Children in the parking lot love to sit in my chair.
If it were only kids coming off the trail who wanted to sit in my chair, I’d speculate they were tired and/or their legs hurt. However, kids who are just getting out of cars also want to plop their butts in my chair. Is the novelty of a seat they’ve never sat in more than they can resist? Are kids these days simply so lazy they can’t stand for five minutes?
If there is a crowd at the front of the parking lot and I have to be a few steps from my chair, I’ve learned to keep an eye on it. If I look away from it for too long, I’m bound to find some child relaxing in it when I look back.
One Saturday morning, an extended family arrived in the parking lot in six vehicles. When everyone finally tumbled out of the minivans and SUVs, there must have been twenty little kids milling about. Haven’t these people heard of birth control? I muttered to my co-worker. I had to stand for some reason, them step away from my chair. Sure enough, when I looked back, some tween was relaxing in my seat.
I walked up to the kid and said, Excuse me. That’s not your chair.
The kid looked at me like What? Isn’t every chair my chair? (I hate people with a sense of entitlement, especially when those people are too young to be entitled to much.) But he moved his ass.
I went on with whatever I had been doing. When I glanced back, a different kid from the same family was in my chair!
I walked over and said (loudly), Excuse me! That’s not your chair!
Again, the child moved, but didn’t exhibit one bit of embarrassment or remorse. Apparently, every empty chair is for a kid to sit in.
In no instance when a child has plopped down in my chair has an adult responsible for the kid said, What are you doing? or Don’t sit in the lady’s chair. or That chair doesn’t belong to you. or We don’t sit in chairs that don’t belong to us. Nothing. I’m convinced the majority of parents and adult guardians will allow the children in their care to do anything if it garners them a moment’s peace.
One morning as I walked across the roadway to pick up a piece of trash, a young woman approached my co-worker to pay her parking fee. A little boy (about eight years old) was with her. The kid was running around, and the young woman (his mother? his sister? his babysitter?) was paying absolutely no attention to him.
I saw the kid eyeing my chair, so I hustled over and sat my butt down in it.
As I sat, I heard the boy say, something, something, chair!
This is my chair, I said,
The boy said, I would like to have a chair like that.
You better get a job, I told him. (Oh, how my co-worker burst out laughing when I recounted this part of the story.)

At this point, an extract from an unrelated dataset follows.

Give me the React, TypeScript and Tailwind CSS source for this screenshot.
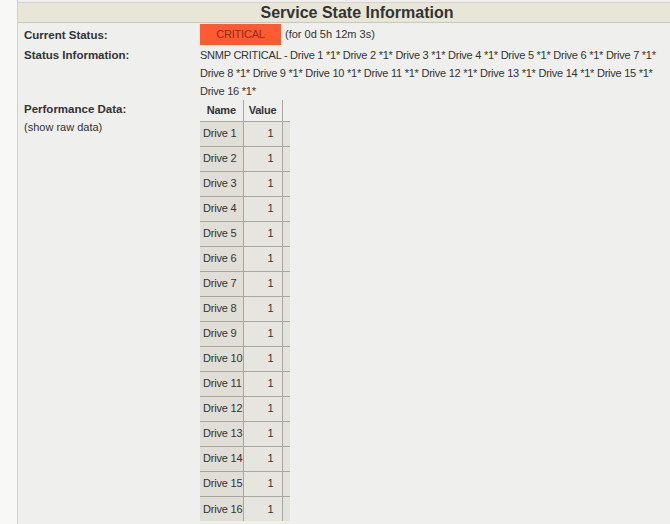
import React from "react";

const drives = Array.from({ length: 16 }, (_, i) => `Drive ${i + 1}`);

const part = (from: number, to: number) =>
  drives.slice(from, to).map((d) => `${d} *1*`).join(" ");

// status output as the plugin printed it, broken into the three rows it occupies
const statusLines = [
  "SNMP CRITICAL - " + part(0, 7),
  part(7, 15),
  part(15, 16),
];

function Label({ children, bold = true }: { children: React.ReactNode; bold?: boolean }) {
  return (
    <div
      className={`w-[176px] shrink-0 leading-[18px] text-[#333] ${
        bold ? "text-[11.5px] font-bold" : "text-[11px]"
      }`}
    >
      {children}
    </div>
  );
}

export default function App() {
  return (
    <div className="flex h-[524px] w-[670px] overflow-hidden bg-[#f8f8f6] font-['Liberation_Sans',Arial,sans-serif]">
      <div className="w-[17px] shrink-0" />
      <div className="flex-1 border-l border-[#cfcfcc] bg-[#efefed] pt-[2px]">
        <div className="h-[21px] border-t border-b border-t-[#d9cfcc] border-b-[#c9c7bb] bg-[#e8e6d7] text-center text-[16px] font-bold leading-[19px] text-[#333]">
          <span className="pl-[26px]">Service State Information</span>
        </div>

        <div className="flex flex-col pl-[6px] pt-[1px]">
          <div className="flex h-[21px] items-center">
            <Label>Current Status:</Label>
            <div className="flex h-[21px] w-[81px] items-center justify-center bg-[#fe5a34] text-[11px] tracking-[-0.2px] text-[#8c2d1a]">
              CRITICAL
            </div>
            <span className="pl-[4px] text-[11px] text-[#333]">(for 0d 5h 12m 3s)</span>
          </div>

          <div className="mt-[1px] flex">
            <Label>Status Information:</Label>
            <div className="text-[11px] leading-[18px] tracking-[-0.25px] text-[#333]">
              {statusLines.map((line) => (
                <div key={line} className="whitespace-nowrap">
                  {line}
                </div>
              ))}
            </div>
          </div>

          <div className="flex">
            <div className="w-[176px] shrink-0">
              <Label>Performance Data:</Label>
              <Label bold={false}>(show raw data)</Label>
            </div>
            <table className="table-fixed border-collapse text-[11px] tracking-[-0.2px] text-[#333]">
              <thead>
                <tr className="h-[21px]">
                  <th className="w-[43px] border-r border-[#a9a7a0] text-center font-bold">Name</th>
                  <th className="w-[39px] border-r border-[#a9a7a0] text-center font-bold">Value</th>
                  <th className="w-[8px]" />
                </tr>
              </thead>
              <tbody>
                {drives.map((d) => (
                  <tr key={d} className="h-[25px] border-t border-[#a9a7a0]">
                    <td className="whitespace-nowrap border-r border-[#a9a7a0] bg-[#e0ded6] pl-[3px] text-left">
                      {d}
                    </td>
                    <td className="border-r border-[#a9a7a0] bg-[#e7e5df] pr-[8px] text-right">1</td>
                    <td className="bg-[#e4e2dc]" />
                  </tr>
                ))}
              </tbody>
            </table>
          </div>
        </div>
      </div>
    </div>
  );
}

The kid physically recoiled from me. Who could blame him? I don’t want a job either. But to get a nice chair like mine, he’s going to need money, and to get money, he’s going to need a job. (Of course, I got my chair from a free pile, but I wasn’t going to give the kid that information and get his hopes up. To read about the free pile where I got my chair, go here: http://www.rubbertrampartist.com/2016/01/25/the-free-pile-at-the-rtr/.)
“Isn’t every chair my chair?” Of course it is! He also owns the air he breathes, as do his parents. Lv, Auntie M
Well, yes, the air belongs to everyone. But only my ass owns that chair. (I can hear my hippy lesbian friends from the days of old saying, “You can’t own a chair!”) I would be less possessive of the chair if I thought entitled children would care for it as I do. But I suspect they will not. And I suspect the parents will not offer to replace it if a child destroys it. And with that collage on it, it’s actually irreplaceable.
To be fair, it does look like a comfy chair
It IS a comfy chair!
A couple of years ago, a friend was participating in a fund-raising event. She was talking to someone, and when she turned to reach for a flyer to give to the person, there was a kid sitting in her chair AND drinking out of her cup! I don’t think many parents teach their kids any manners at all!
ooooo! gross! kid cooties!
Lest you think I am a terrible monster, I would never be upset by an old or sick person sitting in my chair. An elderly lady did plop into my chair once, and I didn’t even blink. It’s the lazy children and their oblivious parents who make me mad.